## THE TASK:
Copy every line from the records below that holds the word "components".

## DATA FOR THE TASK:
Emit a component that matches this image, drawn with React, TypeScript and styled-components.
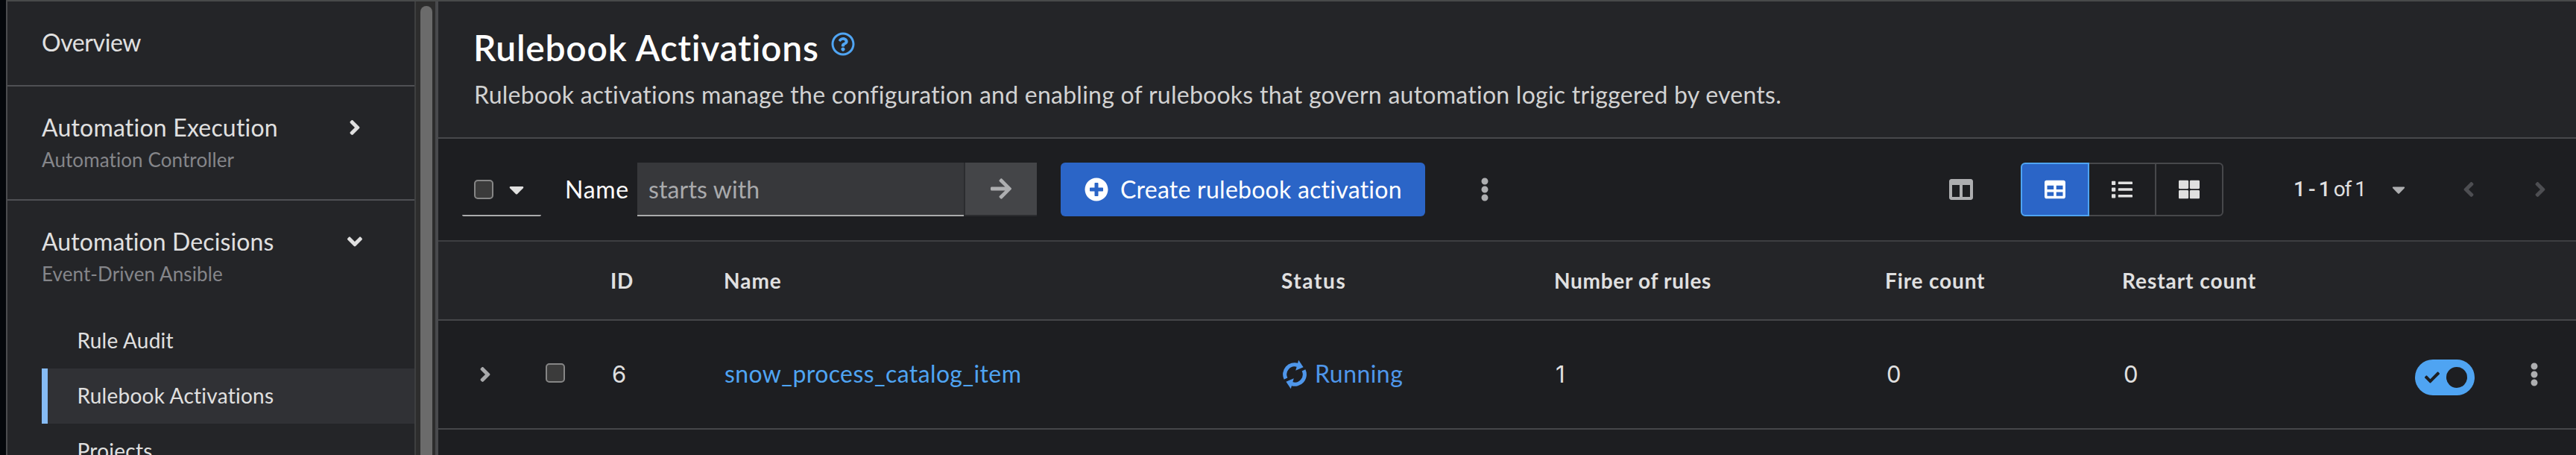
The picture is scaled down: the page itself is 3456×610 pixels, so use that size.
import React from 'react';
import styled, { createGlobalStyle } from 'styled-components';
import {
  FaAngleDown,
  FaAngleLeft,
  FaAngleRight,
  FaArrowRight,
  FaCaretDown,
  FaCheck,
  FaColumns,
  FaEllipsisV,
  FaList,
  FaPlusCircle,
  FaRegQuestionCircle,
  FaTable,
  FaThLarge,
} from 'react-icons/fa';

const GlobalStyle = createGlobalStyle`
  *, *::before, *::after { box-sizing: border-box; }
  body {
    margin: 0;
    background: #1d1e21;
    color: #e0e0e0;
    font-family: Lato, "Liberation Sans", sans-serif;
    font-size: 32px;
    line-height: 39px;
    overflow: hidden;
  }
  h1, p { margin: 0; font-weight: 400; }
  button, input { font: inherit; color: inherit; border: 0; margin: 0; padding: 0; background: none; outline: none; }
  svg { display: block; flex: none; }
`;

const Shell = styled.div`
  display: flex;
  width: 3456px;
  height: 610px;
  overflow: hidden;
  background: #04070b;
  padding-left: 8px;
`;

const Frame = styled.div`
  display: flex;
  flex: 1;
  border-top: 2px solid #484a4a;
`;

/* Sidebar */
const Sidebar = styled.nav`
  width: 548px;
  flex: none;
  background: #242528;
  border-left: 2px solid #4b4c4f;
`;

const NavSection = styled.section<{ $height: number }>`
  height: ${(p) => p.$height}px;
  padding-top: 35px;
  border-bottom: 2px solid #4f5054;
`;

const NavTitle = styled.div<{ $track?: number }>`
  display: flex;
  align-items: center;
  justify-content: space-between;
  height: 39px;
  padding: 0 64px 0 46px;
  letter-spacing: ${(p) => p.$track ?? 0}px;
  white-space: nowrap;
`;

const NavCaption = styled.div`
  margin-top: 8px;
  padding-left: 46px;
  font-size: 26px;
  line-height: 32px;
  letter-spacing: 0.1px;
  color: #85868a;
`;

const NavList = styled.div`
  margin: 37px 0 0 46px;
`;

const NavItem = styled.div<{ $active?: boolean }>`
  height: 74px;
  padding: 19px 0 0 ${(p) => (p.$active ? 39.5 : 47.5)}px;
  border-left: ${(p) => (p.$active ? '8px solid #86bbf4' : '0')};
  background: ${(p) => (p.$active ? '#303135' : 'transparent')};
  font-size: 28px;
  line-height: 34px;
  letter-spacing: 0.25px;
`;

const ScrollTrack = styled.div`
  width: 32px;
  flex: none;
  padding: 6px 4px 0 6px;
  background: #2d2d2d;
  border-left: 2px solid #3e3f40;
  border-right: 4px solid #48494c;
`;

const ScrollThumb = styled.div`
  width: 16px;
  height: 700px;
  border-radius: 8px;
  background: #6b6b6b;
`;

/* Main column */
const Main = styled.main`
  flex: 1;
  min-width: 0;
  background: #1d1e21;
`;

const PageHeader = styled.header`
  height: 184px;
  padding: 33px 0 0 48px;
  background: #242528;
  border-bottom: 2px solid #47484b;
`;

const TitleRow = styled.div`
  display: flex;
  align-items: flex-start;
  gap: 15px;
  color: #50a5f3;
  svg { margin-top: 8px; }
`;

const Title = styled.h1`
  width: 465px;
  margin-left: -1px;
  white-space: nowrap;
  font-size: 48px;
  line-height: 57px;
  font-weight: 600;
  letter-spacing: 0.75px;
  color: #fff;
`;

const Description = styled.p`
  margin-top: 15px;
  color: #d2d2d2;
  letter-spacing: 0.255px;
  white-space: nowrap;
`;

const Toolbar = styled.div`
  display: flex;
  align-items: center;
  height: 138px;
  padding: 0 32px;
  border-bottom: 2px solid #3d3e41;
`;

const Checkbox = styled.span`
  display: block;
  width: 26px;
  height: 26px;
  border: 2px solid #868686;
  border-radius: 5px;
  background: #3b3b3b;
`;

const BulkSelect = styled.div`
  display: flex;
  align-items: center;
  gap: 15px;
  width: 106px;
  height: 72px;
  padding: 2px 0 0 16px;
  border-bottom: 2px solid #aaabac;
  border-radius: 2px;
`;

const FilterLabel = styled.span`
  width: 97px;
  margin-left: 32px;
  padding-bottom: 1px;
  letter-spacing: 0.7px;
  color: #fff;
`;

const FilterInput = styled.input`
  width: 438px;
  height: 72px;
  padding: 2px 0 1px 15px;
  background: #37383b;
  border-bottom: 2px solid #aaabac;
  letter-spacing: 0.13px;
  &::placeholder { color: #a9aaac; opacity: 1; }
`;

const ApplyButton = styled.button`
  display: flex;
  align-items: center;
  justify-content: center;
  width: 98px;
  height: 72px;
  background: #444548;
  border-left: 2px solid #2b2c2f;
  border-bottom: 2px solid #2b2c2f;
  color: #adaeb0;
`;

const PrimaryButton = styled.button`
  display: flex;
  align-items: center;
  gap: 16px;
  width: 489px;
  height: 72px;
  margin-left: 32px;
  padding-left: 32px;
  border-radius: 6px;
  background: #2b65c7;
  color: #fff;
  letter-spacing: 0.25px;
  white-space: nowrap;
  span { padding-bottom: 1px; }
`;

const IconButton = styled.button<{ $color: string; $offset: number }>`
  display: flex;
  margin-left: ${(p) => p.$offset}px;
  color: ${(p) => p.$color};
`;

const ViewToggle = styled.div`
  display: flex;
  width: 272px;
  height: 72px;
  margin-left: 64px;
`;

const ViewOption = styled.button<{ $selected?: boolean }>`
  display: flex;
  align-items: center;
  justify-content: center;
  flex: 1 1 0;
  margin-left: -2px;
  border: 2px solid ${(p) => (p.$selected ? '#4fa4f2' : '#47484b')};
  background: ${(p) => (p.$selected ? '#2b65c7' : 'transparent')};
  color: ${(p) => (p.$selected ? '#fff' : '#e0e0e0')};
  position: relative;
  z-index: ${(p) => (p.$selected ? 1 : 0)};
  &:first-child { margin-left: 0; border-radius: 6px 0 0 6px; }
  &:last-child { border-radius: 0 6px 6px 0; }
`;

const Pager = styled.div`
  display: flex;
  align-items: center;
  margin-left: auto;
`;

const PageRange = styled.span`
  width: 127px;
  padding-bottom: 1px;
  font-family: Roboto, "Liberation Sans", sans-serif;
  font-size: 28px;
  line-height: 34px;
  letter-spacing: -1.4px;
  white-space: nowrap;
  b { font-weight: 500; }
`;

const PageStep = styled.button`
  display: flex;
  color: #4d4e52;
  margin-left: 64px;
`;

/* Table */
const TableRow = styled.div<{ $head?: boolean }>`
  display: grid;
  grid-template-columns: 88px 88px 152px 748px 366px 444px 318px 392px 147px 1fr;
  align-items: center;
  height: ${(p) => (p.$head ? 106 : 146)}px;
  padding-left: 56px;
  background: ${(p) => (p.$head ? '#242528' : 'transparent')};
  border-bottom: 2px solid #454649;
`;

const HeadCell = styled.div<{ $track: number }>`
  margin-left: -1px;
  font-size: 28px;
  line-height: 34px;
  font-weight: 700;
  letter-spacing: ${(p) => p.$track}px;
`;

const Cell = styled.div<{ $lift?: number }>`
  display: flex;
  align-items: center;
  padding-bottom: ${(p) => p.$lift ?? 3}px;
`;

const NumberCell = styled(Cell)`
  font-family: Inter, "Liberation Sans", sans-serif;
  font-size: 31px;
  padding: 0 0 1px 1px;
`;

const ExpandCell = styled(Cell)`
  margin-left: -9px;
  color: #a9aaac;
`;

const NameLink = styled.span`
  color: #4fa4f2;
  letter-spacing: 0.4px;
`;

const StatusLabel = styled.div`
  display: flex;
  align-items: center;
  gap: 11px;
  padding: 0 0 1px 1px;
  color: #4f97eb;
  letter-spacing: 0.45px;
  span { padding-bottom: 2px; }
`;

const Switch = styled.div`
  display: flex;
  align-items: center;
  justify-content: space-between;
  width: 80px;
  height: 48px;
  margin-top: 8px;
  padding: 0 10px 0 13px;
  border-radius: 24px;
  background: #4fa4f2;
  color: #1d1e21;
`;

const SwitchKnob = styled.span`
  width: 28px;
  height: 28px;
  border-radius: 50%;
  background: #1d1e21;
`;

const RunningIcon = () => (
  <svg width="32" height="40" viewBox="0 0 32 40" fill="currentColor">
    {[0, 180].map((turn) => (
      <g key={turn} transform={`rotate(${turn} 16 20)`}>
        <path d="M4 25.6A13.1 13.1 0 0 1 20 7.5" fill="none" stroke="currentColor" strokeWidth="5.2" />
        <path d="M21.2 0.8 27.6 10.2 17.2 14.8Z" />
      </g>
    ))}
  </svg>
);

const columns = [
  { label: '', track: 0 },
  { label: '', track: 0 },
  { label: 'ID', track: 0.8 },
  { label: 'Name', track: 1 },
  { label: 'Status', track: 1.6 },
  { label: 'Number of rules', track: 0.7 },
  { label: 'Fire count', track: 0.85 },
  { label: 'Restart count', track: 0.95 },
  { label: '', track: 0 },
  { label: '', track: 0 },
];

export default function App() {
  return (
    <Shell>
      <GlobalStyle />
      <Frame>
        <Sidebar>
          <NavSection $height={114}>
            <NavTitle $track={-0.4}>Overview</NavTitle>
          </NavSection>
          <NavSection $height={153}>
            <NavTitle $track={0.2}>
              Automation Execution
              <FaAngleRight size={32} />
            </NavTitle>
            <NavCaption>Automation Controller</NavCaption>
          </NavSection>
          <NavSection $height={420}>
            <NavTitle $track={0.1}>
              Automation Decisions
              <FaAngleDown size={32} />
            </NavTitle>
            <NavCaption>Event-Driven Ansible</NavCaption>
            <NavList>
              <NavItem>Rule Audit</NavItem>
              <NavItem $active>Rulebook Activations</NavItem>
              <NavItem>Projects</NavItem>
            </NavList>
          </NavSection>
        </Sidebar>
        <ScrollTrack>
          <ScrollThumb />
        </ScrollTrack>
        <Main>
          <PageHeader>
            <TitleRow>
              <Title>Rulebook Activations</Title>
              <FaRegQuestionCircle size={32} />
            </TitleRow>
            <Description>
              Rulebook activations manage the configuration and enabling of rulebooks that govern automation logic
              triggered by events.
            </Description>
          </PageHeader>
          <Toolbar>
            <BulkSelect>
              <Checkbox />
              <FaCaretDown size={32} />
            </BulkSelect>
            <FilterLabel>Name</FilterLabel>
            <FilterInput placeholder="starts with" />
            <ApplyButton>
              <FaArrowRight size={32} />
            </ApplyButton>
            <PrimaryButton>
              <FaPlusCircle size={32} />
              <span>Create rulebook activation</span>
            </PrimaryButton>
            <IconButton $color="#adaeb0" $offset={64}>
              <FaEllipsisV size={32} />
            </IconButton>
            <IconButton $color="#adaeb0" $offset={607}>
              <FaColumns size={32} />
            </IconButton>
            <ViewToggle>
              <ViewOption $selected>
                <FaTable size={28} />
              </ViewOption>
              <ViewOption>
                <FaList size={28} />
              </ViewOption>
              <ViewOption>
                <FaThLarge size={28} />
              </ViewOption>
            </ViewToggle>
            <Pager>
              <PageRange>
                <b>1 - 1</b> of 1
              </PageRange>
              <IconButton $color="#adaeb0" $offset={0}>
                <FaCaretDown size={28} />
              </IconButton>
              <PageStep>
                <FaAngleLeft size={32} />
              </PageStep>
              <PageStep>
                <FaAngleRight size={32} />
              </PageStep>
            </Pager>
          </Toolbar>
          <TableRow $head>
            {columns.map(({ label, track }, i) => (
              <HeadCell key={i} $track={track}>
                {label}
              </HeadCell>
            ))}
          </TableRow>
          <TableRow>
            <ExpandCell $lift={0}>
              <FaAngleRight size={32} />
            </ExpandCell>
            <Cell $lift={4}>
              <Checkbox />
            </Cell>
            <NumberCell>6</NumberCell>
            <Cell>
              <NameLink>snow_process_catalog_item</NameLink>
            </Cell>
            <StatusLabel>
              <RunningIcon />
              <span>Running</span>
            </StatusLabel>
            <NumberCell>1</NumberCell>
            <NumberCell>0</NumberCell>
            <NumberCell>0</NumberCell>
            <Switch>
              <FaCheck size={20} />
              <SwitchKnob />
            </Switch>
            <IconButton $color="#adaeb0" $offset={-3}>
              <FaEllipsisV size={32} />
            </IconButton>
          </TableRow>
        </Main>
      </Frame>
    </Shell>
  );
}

--

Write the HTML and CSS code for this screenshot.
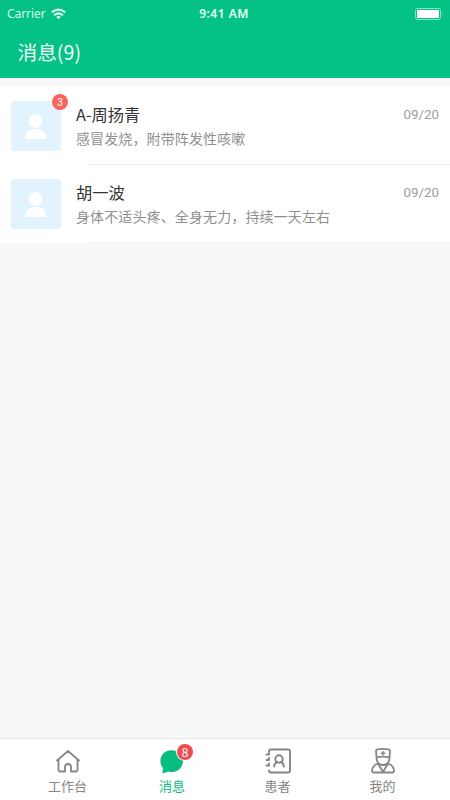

## TASK RESULT:
Emit a component that matches this image, drawn with React, TypeScript and styled-components.
import styled, { createGlobalStyle } from 'styled-components';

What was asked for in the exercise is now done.